Ken Stewart discusses and signs The Smell of Blood ($12.95), a memoir in poetry of his experiences during the Vietnam War. He discusses in honest, visceral language the immediate experience of watching friends die, as well as his later reactions to the political and social ramifications. Stewart is donating all proceeds from the book to Veterans for Peace.
Few places in the US boast as rich a diversity of landscape and public lands as northern New Mexico. L.
Finalist for the John B Oakes Award for Distinguished Environmental Journalism, Arizona journalist Mitch Tobin presents a slideshow, discusses, and signs his new book Endangered: Biodiversity on the Brink (Fulcrum, $27.95), which uses wildlife of the Southwest to provide a snapshot of the issues facing species throughout the world.

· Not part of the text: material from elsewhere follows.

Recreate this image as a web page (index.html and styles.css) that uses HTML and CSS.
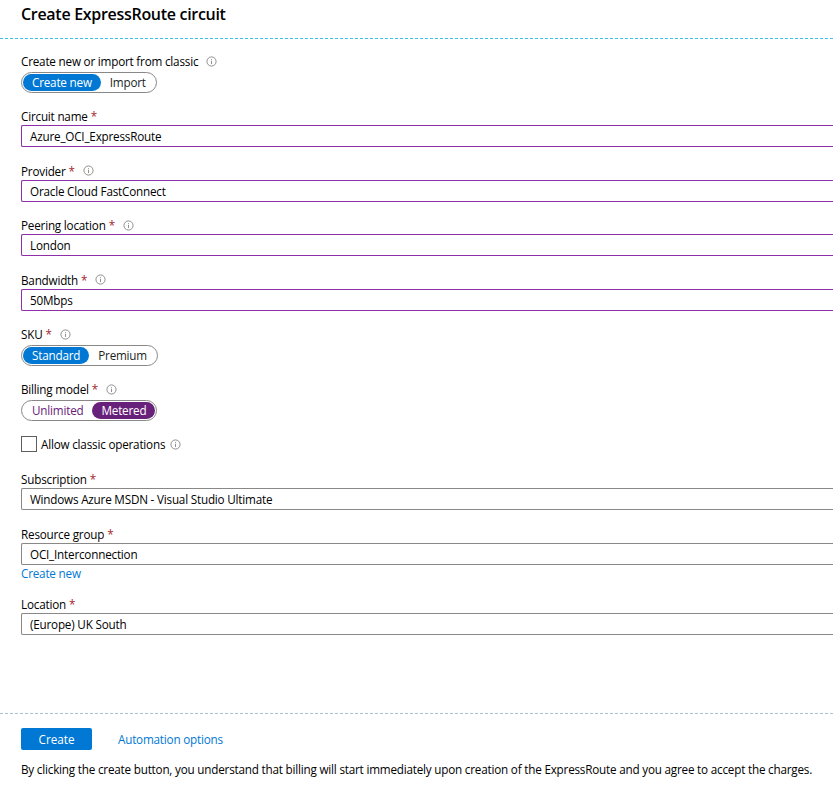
FILE: index.html
```html
<!DOCTYPE html>
<html lang="en">
<head>
<meta charset="utf-8">
<title>Create ExpressRoute circuit</title>
<link rel="stylesheet" href="styles.css">
</head>
<body>
<div class="blade">
  <header class="blade-header">
    <h1 class="title">Create ExpressRoute circuit</h1>
  </header>
  <main class="form">
    <div class="field">
      <div class="label">Create new or import from classic <svg class="info" viewBox="0 0 12 12"><circle cx="6" cy="6" r="5" /><path d="M6 5.2v3.6M6 3.4v0.9" /></svg></div>
      <div class="toggle">
        <span class="opt sel-blue">Create new</span><span class="opt">Import</span>
      </div>
    </div>
    <div class="field">
      <div class="label">Circuit name <span class="req">*</span></div>
      <div class="input dirty">Azure_OCI_ExpressRoute</div>
    </div>
    <div class="field">
      <div class="label">Provider <span class="req">*</span> <svg class="info" viewBox="0 0 12 12"><circle cx="6" cy="6" r="5" /><path d="M6 5.2v3.6M6 3.4v0.9" /></svg></div>
      <div class="input dirty">Oracle Cloud FastConnect</div>
    </div>
    <div class="field">
      <div class="label">Peering location <span class="req">*</span> <svg class="info" viewBox="0 0 12 12"><circle cx="6" cy="6" r="5" /><path d="M6 5.2v3.6M6 3.4v0.9" /></svg></div>
      <div class="input dirty">London</div>
    </div>
    <div class="field">
      <div class="label">Bandwidth <span class="req">*</span> <svg class="info" viewBox="0 0 12 12"><circle cx="6" cy="6" r="5" /><path d="M6 5.2v3.6M6 3.4v0.9" /></svg></div>
      <div class="input dirty">50Mbps</div>
    </div>
    <div class="field">
      <div class="label">SKU <span class="req">*</span> <svg class="info" viewBox="0 0 12 12"><circle cx="6" cy="6" r="5" /><path d="M6 5.2v3.6M6 3.4v0.9" /></svg></div>
      <div class="toggle">
        <span class="opt sel-blue">Standard</span><span class="opt">Premium</span>
      </div>
    </div>
    <div class="field">
      <div class="label">Billing model <span class="req">*</span> <svg class="info" viewBox="0 0 12 12"><circle cx="6" cy="6" r="5" /><path d="M6 5.2v3.6M6 3.4v0.9" /></svg></div>
      <div class="toggle">
        <span class="opt purple-text">Unlimited</span><span class="opt sel-purple">Metered</span>
      </div>
    </div>
    <div class="check-row">
      <span class="checkbox"></span>
      <span class="check-label">Allow classic operations</span>
      <svg class="info" viewBox="0 0 12 12"><circle cx="6" cy="6" r="5" /><path d="M6 5.2v3.6M6 3.4v0.9" /></svg>
    </div>
    <div class="field">
      <div class="label">Subscription <span class="req">*</span></div>
      <div class="input">Windows Azure MSDN - Visual Studio Ultimate</div>
    </div>
    <div class="field">
      <div class="label">Resource group <span class="req">*</span></div>
      <div class="input">OCI_Interconnection</div>
      <a class="link create-link" href="#">Create new</a>
    </div>
    <div class="field">
      <div class="label">Location <span class="req">*</span></div>
      <div class="input">(Europe) UK South</div>
    </div>
  </main>
  <footer class="blade-footer">
    <div class="actions">
      <button class="btn-primary" type="button">Create</button>
      <a class="link" href="#">Automation options</a>
    </div>
    <p class="notice">By clicking the create button, you understand that billing will start immediately upon creation of the ExpressRoute and you agree to accept the charges.</p>
  </footer>
</div>
</body>
</html>
```

FILE: styles.css
```css
* { box-sizing: border-box; }
html, body {
  margin: 0;
  padding: 0;
  background: #ffffff;
  overflow: hidden;
}
body {
  font-family: "Segoe UI", "Open Sans", "Liberation Sans", sans-serif;
  font-size: 11.7px;
  letter-spacing: -0.2px;
  color: #000;
  width: 833px;
  height: 785px;
}
.blade {
  display: flex;
  flex-direction: column;
  height: 785px;
}
.blade-header {
  flex: none;
  padding: 4px 0 0 21px;
  height: 39px;
  border-bottom: 1px dashed #3cc0e6;
}
.title {
  margin: 0;
  font-size: 16px;
  font-weight: 600;
  line-height: 20px;
  letter-spacing: -0.3px;
  color: #000;
}
.form {
  flex: 1;
  padding: 13px 0 0 21px;
}
.field {
  margin-bottom: 14.5px;
}
.label {
  display: flex;
  align-items: center;
  gap: 3px;
  height: 18px;
  line-height: 18px;
  color: #000;
}
.req {
  color: #a4262c;
}
.info {
  width: 11px;
  height: 11px;
  margin-left: 5px;
  fill: none;
  stroke: #7a7876;
  stroke-width: 0.9;
}
.input {
  height: 22px;
  line-height: 20px;
  padding: 0 8px;
  border: 1px solid #8a8886;
  border-right: 0;
  border-radius: 2px 0 0 2px;
  color: #000;
}
.input.dirty {
  border-color: #8c2fa8;
}
.toggle {
  display: inline-flex;
  align-items: center;
  height: 21px;
  padding: 1px;
  margin-top: 2px;
  margin-bottom: -0.5px;
  border: 1px solid #8a8886;
  border-radius: 11px;
}
.opt {
  height: 17px;
  line-height: 16px;
  padding: 0 9px;
  border-radius: 9px;
  color: #201f1e;
}
.sel-blue {
  background: #0078d4;
  color: #fff;
}
.sel-purple {
  background: #68217a;
  color: #fff;
}
.purple-text {
  color: #68217a;
}
.check-row {
  display: flex;
  align-items: center;
  height: 18px;
  margin: 0 0 17px;
}
.checkbox {
  width: 16px;
  height: 16px;
  border: 1px solid #605e5c;
  margin-right: 4px;
}
.check-label {
  color: #000;
}
.link {
  color: #0078d4;
  text-decoration: none;
}
.create-link {
  display: block;
  line-height: 16px;
}
.blade-footer {
  flex: none;
  border-top: 1px dashed #a6c3d6;
  padding: 14px 0 0 21px;
  height: 72px;
}
.actions {
  display: flex;
  align-items: center;
  gap: 26px;
}
.btn-primary {
  width: 71px;
  height: 22px;
  border: 0;
  border-radius: 2px;
  background: #0078d4;
  color: #fff;
  font: inherit;
  padding: 0;
}
.notice {
  margin: 11px 0 0;
  color: #000;
  line-height: 16px;
  white-space: nowrap;
}
```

Since 1973, the Endangered Species Act has served as our nation's legislative ark for imperiled wildlife, but has only recovered a handful of the more than 1,300 species under its protection. In Endangered, Tobin uses firsthand accounts to show why so many species are at risk of extinction. For nearly seven years, Tobin criscrossed the Southwest - our hottest, driest, fastest-growing region - in search of wildlife driven to the brink of extinction and solutions to the crisis. Tobin discovered that this region, with its urban sprawl, wasteful water use, and vulnerability to climate change, is one of the continent's hot spots for biodiversity - and contains compelling examples of collaboration. With these examples in mind, he advocates for a set of innovative policies that can preserve the species and wild places that sustain us all.
Mitch Tobin worked as a journalist from 1999 to 2006, covering wildlife, wildfires, and other environmental issues for the Tucson Citizen, Arizona Daily Star, and High Country News. Endangered grew out of Tobin's yearlong series on Arizona's endangered species. Tobin's work was honored in the Best of the West competition and received first prizes from the Arizona Press Club and Arizona Associated Press Managing Editors. Today, Tobin serves as a consultant to leading conservation groups and foundations.